• **YOUR OBJECTIVE**:
Find the lines containing the word "index" and copy every one of them.

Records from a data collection
==*==

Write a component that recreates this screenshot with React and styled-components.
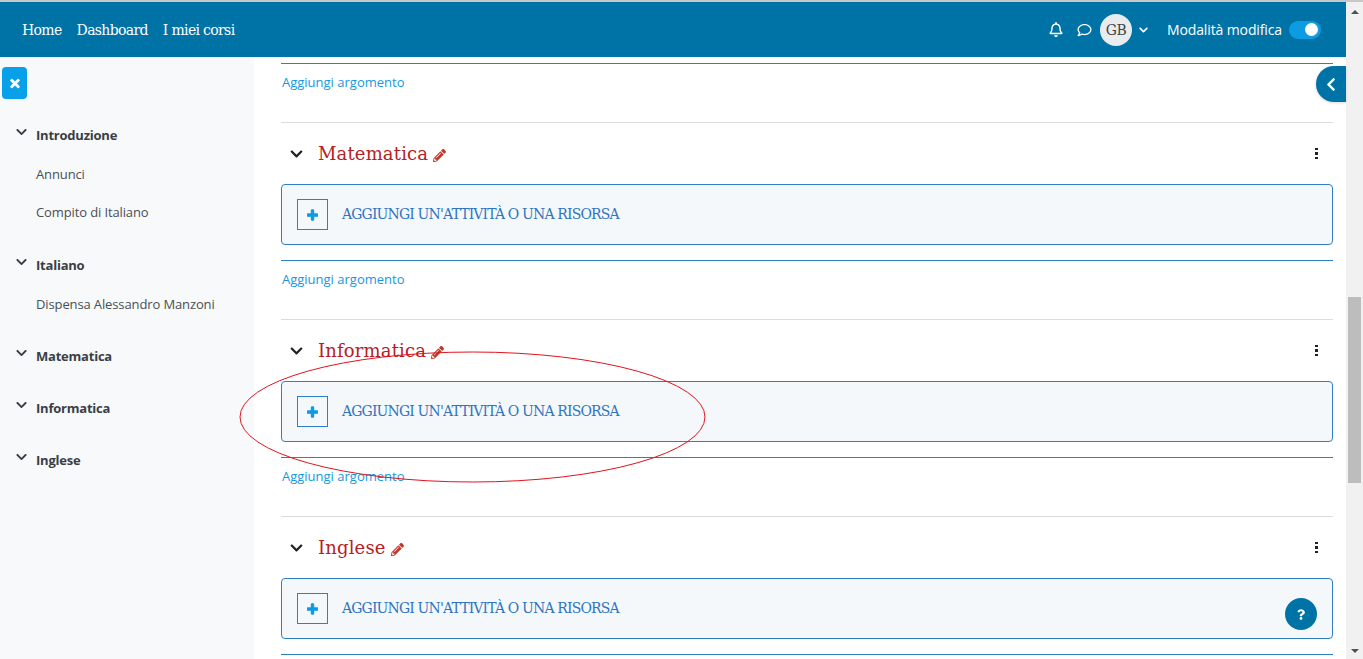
import React from 'react';
import styled, { createGlobalStyle } from 'styled-components';
import { FaPencilAlt, FaTimes, FaChevronDown, FaChevronLeft, FaQuestion, FaPlus, FaRegBell, FaRegComment } from 'react-icons/fa';

const Global = createGlobalStyle`
  html, body { margin: 0; padding: 0; height: 100%; overflow: hidden; background: #fff; }
  * { box-sizing: border-box; }
  #root { height: 100%; }
`;
const sans = `"Open Sans", "Noto Sans", sans-serif`;
const slab = `"DejaVu Serif", "Liberation Serif", serif`;

const Page = styled.div`
  position: relative; width: 1363px; height: 659px; overflow: hidden;
  display: flex; flex-direction: column; border-top: 2px solid #c8c8c8;
`;
const Frame = styled.div`display: flex; flex: 1; min-height: 0;`;
const Viewport = styled.div`flex: 1; min-width: 0; display: flex; flex-direction: column; position: relative;`;
const Header = styled.header`
  height: 55px; flex: none; background: #0073a6; color: #fff; display: flex; align-items: center;
  padding: 0 25px 0 22px;
`;
const Nav = styled.nav`display: flex; gap: 15px; font: 14px ${slab}; letter-spacing: -0.66px;`;
const Tools = styled.div`margin-left: auto; display: flex; align-items: center;`;
const BellIcon = styled(FaRegBell)`width: 14px; height: 15px; margin-right: 14px; color: #fff;`;
const CommentIcon = styled(FaRegComment)`width: 15px; height: 14px; margin-right: 8px; color: #fff;`;
const Avatar = styled.div`
  width: 32px; height: 32px; border-radius: 50%; background: #e9ecef; color: #444;
  font: 14px ${slab}; letter-spacing: -0.6px; display: flex; align-items: center; justify-content: center;
`;
const Caret = styled(FaChevronDown)`width: 9px; height: 10px; margin: 0 19px 0 7px; color: #fff;`;
const ModeLabel = styled.span`font: 14px ${sans}; letter-spacing: -0.12px; margin-right: 7px;`;
const Toggle = styled.div`
  width: 32px; height: 18px; border-radius: 9px; background: #0d9be3; display: flex; align-items: center;
  justify-content: flex-end; padding-right: 3px;
  &::after { content: ''; width: 13px; height: 13px; border-radius: 50%; background: #fff; }
`;
const Body = styled.div`flex: 1; display: flex; min-height: 0;`;
const Sidebar = styled.aside`
  width: 254px; flex: none; background: #f8f9fb; padding: 10px 0 0 2px; color: #4a4f55; font: 13px ${sans}; letter-spacing: -0.12px;
`;
const CloseBtn = styled.div`
  width: 25px; height: 32px; border-radius: 4px; background: #08a0e9; display: flex; align-items: center; justify-content: center;
  margin-bottom: 26px; color: #fff;
`;
const CloseIcon = styled(FaTimes)`width: 10px; height: 13px; stroke: currentColor; stroke-width: 30;`;
const Group = styled.div`margin-bottom: ${p => p.$mb}px;`;
const GroupHead = styled.div`
  display: flex; align-items: center; height: 20px; padding-left: 14px; font-weight: 700; color: #3a3f45; letter-spacing: -0.22px;
`;
const SideCaret = styled(FaChevronDown)`width: 11px; height: 12px; margin: -6px 9px 0 0; color: #3a3f45;`;
const Item = styled.div`height: 38px; padding: 20px 0 0 34px; line-height: 18px; white-space: nowrap;
  &:first-of-type { height: 39px; padding-top: 21px; }
`;
const Main = styled.main`flex: 1; min-width: 0; overflow: hidden; padding: 6px 13px 0 27px;`;
const BlueRule = styled.div`height: 1px; background: #2f7fc4;`;
const GreyRule = styled.div`height: 1px; background: #dcdcdc;`;
const AddTopic = styled.a`
  display: block; height: 58px; padding-top: 10px; padding-left: 1px; font: 13px/17px ${sans}; color: #1797e0;
`;
const SectionHead = styled.div`display: flex; align-items: center; height: 61px; padding-left: 9px;`;
const Chevron = styled(FaChevronDown)`width: 13px; height: 14px; margin-right: 15px; color: #1d2125;`;
const Title = styled.h3`margin: 0; font: 400 18px ${slab}; color: #b8201f; letter-spacing: 0.15px;`;
const Pencil = styled(FaPencilAlt)`width: 13px; height: 13px; margin-left: 5px; margin-top: 3px; color: #c0392b;`;
const Kebab = styled.div`
  margin-left: auto; margin-right: 15px; display: flex; flex-direction: column; gap: 2px;
  & > i { width: 3px; height: 2.5px; background: #222; display: block; }
`;
const ActivityBox = styled.div`
  height: 61px; border: 1px solid #2f7fc4; border-radius: 4px; background: #f4f8fb;
  display: flex; align-items: center; padding-left: 15px; margin-bottom: 15px;
`;
const PlusBox = styled.div`
  width: 31px; height: 31px; border: 1px solid #2f7fc4; display: flex; align-items: center; justify-content: center; margin-right: 14px; color: #0d9be3;
`;
const PlusIcon = styled(FaPlus)`width: 11px; height: 12px; stroke: currentColor; stroke-width: 50;`;
const ActivityLabel = styled.span`font: 14px ${slab}; color: #2f74c0; letter-spacing: -0.85px; white-space: nowrap; padding-bottom: 2px;`;
const Collapse = styled.div`
  position: absolute; right: 0; top: 64px; width: 30px; height: 36px; background: #0073a6; color: #fff;
  border-radius: 18px 0 0 18px; display: flex; align-items: center; justify-content: center;
  box-shadow: 0 1px 3px rgba(0,0,0,.15);
`;
const BackIcon = styled(FaChevronLeft)`width: 12px; height: 15px;`;
const Help = styled.div`
  position: absolute; left: 1285px; top: 596px; width: 32px; height: 32px; border-radius: 50%; background: #0073a6;
  color: #fff; display: flex; align-items: center; justify-content: center;
`;
const HelpIcon = styled(FaQuestion)`width: 8px; height: 11px;`;
const Ellipse = styled.svg`position: absolute; left: 239px; top: 349px; width: 468px; height: 133px; pointer-events: none; overflow: visible;`;
const ScrollBar = styled.div`
  width: 17px; flex: none; background: #f1f1f1; display: flex; flex-direction: column; align-items: center; padding-top: 8px;
`;
const ArrowUp = styled.div`width: 0; height: 0; border: 4px solid transparent; border-top: 0; border-bottom: 4px solid #505050;`;
const ArrowDown = styled.div`margin-top: auto; margin-bottom: 6px; width: 0; height: 0; border: 4px solid transparent; border-bottom: 0; border-top: 4px solid #505050;`;
const Thumb = styled.div`width: 13px; height: 186px; background: #bdbdbd; margin-top: 283px;`;

const Section = ({ name, last }) => (
  <>
    <SectionHead>
      <Chevron />
      <Title>{name}</Title>
      <Pencil />
      <Kebab><i /><i /><i /></Kebab>
    </SectionHead>
    <ActivityBox>
      <PlusBox><PlusIcon /></PlusBox>
      <ActivityLabel>AGGIUNGI UN'ATTIVITÀ O UNA RISORSA</ActivityLabel>
    </ActivityBox>
    <BlueRule />
    {!last && (
      <>
        <AddTopic>Aggiungi argomento</AddTopic>
        <GreyRule />
      </>
    )}
  </>
);

export default function App() {
  return (
    <Page>
      <Global />
      <Frame>
        <Viewport>
          <Header>
            <Nav><span>Home</span><span>Dashboard</span><span>I miei corsi</span></Nav>
            <Tools>
              <BellIcon />
              <CommentIcon />
              <Avatar>GB</Avatar>
              <Caret />
              <ModeLabel>Modalità modifica</ModeLabel>
              <Toggle />
            </Tools>
          </Header>
          <Body>
            <Sidebar>
              <CloseBtn><CloseIcon /></CloseBtn>
              <Group $mb={34}>
                <GroupHead><SideCaret />Introduzione</GroupHead>
                <Item>Annunci</Item>
                <Item>Compito di Italiano</Item>
              </Group>
              <Group $mb={33}>
                <GroupHead><SideCaret />Italiano</GroupHead>
                <Item>Dispensa Alessandro Manzoni</Item>
              </Group>
              <Group $mb={32}><GroupHead><SideCaret />Matematica</GroupHead></Group>
              <Group $mb={32}><GroupHead><SideCaret />Informatica</GroupHead></Group>
              <Group $mb={32}><GroupHead><SideCaret />Inglese</GroupHead></Group>
            </Sidebar>
            <Main>
              <BlueRule />
              <AddTopic>Aggiungi argomento</AddTopic>
              <GreyRule />
              <Section name="Matematica" />
              <Section name="Informatica" />
              <Section name="Inglese" last />
            </Main>
          </Body>
          <Collapse><BackIcon /></Collapse>
        </Viewport>
        <ScrollBar><ArrowUp /><Thumb /><ArrowDown /></ScrollBar>
      </Frame>
      <Help><HelpIcon /></Help>
      <Ellipse viewBox="0 0 468 133"><ellipse cx="233.500" cy="66" rx="232.500" ry="65" fill="none" stroke="#e0141e" strokeWidth="1" /></Ellipse>
    </Page>
  );
}
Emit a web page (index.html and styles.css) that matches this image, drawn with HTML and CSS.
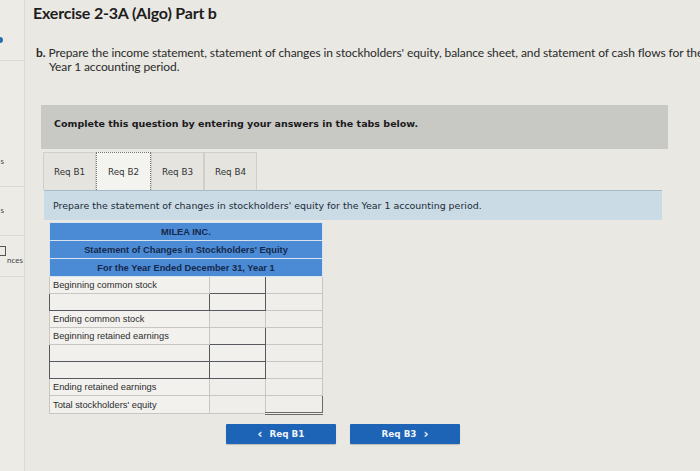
FILE: index.html
```html
<!DOCTYPE html>
<html>
<head>
<meta charset="utf-8">
<link rel="stylesheet" href="styles.css">
</head>
<body>
<div class="page">
  <aside class="side">
    <div class="side-item side-top"><span class="dot"></span></div>
    <div class="side-item side-a"><span class="side-txt">s</span></div>
    <div class="side-item side-b"><span class="side-txt">s</span></div>
    <div class="side-item side-c"><span class="side-box"></span><span class="side-txt">nces</span></div>
    <div class="side-rest"></div>
  </aside>
  <main class="main">
    <h1 class="title">Exercise 2-3A (Algo) Part b</h1>
    <p class="prompt"><b>b.</b> Prepare the income statement, statement of changes in stockholders' equity, balance sheet, and statement of cash flows for the<br><span class="indent">Year 1 accounting period.</span></p>
    <div class="notice">Complete this question by entering your answers in the tabs below.</div>
    <div class="tabs">
      <div class="tab">Req B1</div>
      <div class="tab active">Req B2</div>
      <div class="tab">Req B3</div>
      <div class="tab">Req B4</div>
    </div>
    <div class="instr">Prepare the statement of changes in stockholders' equity for the Year 1 accounting period.</div>
    <table class="stmt">
      <tr class="hd"><th colspan="3">MILEA INC.</th></tr>
      <tr class="hd"><th colspan="3">Statement of Changes in Stockholders' Equity</th></tr>
      <tr class="hd"><th colspan="3">For the Year Ended December 31, Year 1</th></tr>
      <tr><td class="lbl">Beginning common stock</td><td class="amt inp"></td><td class="tot"></td></tr>
      <tr><td class="lbl inp"></td><td class="amt inp"></td><td class="tot"></td></tr>
      <tr><td class="lbl">Ending common stock</td><td class="amt"></td><td class="tot"></td></tr>
      <tr><td class="lbl">Beginning retained earnings</td><td class="amt inp"></td><td class="tot"></td></tr>
      <tr><td class="lbl inp"></td><td class="amt inp"></td><td class="tot"></td></tr>
      <tr><td class="lbl inp"></td><td class="amt inp"></td><td class="tot"></td></tr>
      <tr><td class="lbl">Ending retained earnings</td><td class="amt"></td><td class="tot"></td></tr>
      <tr><td class="lbl">Total stockholders' equity</td><td class="amt"></td><td class="tot last"></td></tr>
    </table>
    <div class="nav">
      <button class="btn"><span class="chev">&lsaquo;</span> Req B1</button>
      <button class="btn">Req B3 <span class="chev">&rsaquo;</span></button>
    </div>
  </main>
</div>
</body>
</html>
```

FILE: styles.css
```css
html, body {
  margin: 0;
  padding: 0;
  background: #e9e8e3;
  overflow: hidden;
}
.page {
  display: flex;
  width: 700px;
  height: 471px;
  overflow: hidden;
  font-family: "Lato", "Open Sans", sans-serif;
  color: #222;
}
.side {
  width: 24px;
  flex: none;
  display: flex;
  flex-direction: column;
  border-right: 1px solid #dad9d4;
  background: #ecebe6;
}
.side-item {
  position: relative;
  border-bottom: 1px solid #dad9d4;
  font-size: 8px;
  color: #444;
}
.side-top { height: 60px; }
.side-a { height: 125px; }
.side-b { height: 48px; }
.side-c { height: 40px; }
.dot {
  position: absolute;
  left: -3px;
  top: 37px;
  width: 6px;
  height: 6px;
  border-radius: 50%;
  background: #2b6cb0;
}
.side-txt {
  position: absolute;
  right: 18px;
  bottom: 22px;
}
.side-a .side-txt { bottom: 20px; right: 20px; }
.side-b .side-txt { bottom: 20px; right: 20px; }
.side-c .side-txt { right: 1px; bottom: 11px; }
.side-box {
  position: absolute;
  right: 18px;
  top: 10px;
  width: 5px;
  height: 8px;
  border: 1px solid #555;
  border-left: none;
}
.main {
  flex: 1;
  min-width: 0;
  padding-left: 8px;
}
.title {
  margin: 3px 0 0 0;
  font-size: 16px;
  font-weight: 700;
  color: #1d1d1d;
  letter-spacing: -0.2px;
  line-height: 20px;
}
.prompt {
  margin: 23px 0 0 3px;
  font-size: 12px;
  line-height: 14px;
  color: #2a2a2a;
  white-space: nowrap;
  letter-spacing: -0.1px;
}
.indent { padding-left: 13px; }
.notice {
  margin: 31px 0 0 8px;
  width: 627px;
  height: 44px;
  box-sizing: border-box;
  background: #c8c8c5;
  padding: 13px 0 0 13px;
  font-family: "DejaVu Sans", Verdana, sans-serif;
  font-size: 9.5px;
  font-weight: 700;
  color: #1a1a1a;
}
.tabs {
  display: flex;
  margin: 3px 0 0 10px;
  height: 38px;
}
.tab {
  width: 53px;
  height: 38px;
  box-sizing: border-box;
  border: 1px solid #d0cfca;
  border-bottom: none;
  background: #e5e4df;
  display: flex;
  align-items: center;
  justify-content: center;
  font-family: "DejaVu Sans", Verdana, sans-serif;
  font-size: 8.8px;
  color: #333;
}
.tab.active {
  width: 55px;
  background: #f3f3f0;
  border: 1px dotted #777;
  border-bottom: none;
}
.instr {
  margin: 0 0 0 11px;
  width: 618px;
  height: 30px;
  box-sizing: border-box;
  background: #cadbe5;
  border-top: 1px solid #a9b9c4;
  padding: 9px 0 0 9px;
  font-family: "DejaVu Sans", Verdana, sans-serif;
  font-size: 9.45px;
  color: #1c2a38;
}
.stmt {
  margin: 2px 0 0 16px;
  border-collapse: collapse;
  width: 274px;
  font-family: "Liberation Sans", Arial, sans-serif;
}
.stmt .hd th {
  background: #4b8bd6;
  border: 1px solid #d7e4f0;
  height: 17px;
  padding: 0;
  font-size: 9.3px;
  font-weight: 700;
  color: #15284a;
  text-align: center;
}
.stmt td {
  height: 16px;
  padding: 0;
  border: 1px solid #c7c6c1;
  background: #efeeea;
}
.stmt .lbl {
  width: 156px;
  padding-left: 3px;
  font-size: 9.3px;
  color: #2d2d2d;
  background: #f2f1ed;
  white-space: nowrap;
}
.stmt .amt { width: 56px; }
.stmt .tot { width: 56px; }
.stmt .inp {
  border: 1.5px solid #56595e;
  background: #f1f0ec;
}
.stmt .last {
  border: 1.5px solid #6a6a6a;
  border-bottom: 3px double #6a6a6a;
}
.nav {
  display: flex;
  gap: 14px;
  margin: 9px 0 0 193px;
}
.btn {
  width: 110px;
  height: 20px;
  border: none;
  border-radius: 1px;
  background: #1d63b6;
  color: #eef3fa;
  font-family: "DejaVu Sans", Verdana, sans-serif;
  font-size: 8.8px;
  font-weight: 700;
  padding: 0;
  display: flex;
  align-items: center;
  justify-content: center;
  gap: 7px;
  box-shadow: 0 1px 1px rgba(0,0,0,0.2);
}
.chev {
  font-size: 12px;
  line-height: 10px;
}
```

==*==

• **CORRECT RESPONSE**:
Emit a web page (index.html and styles.css) that matches this image, drawn with HTML and CSS.
FILE: index.html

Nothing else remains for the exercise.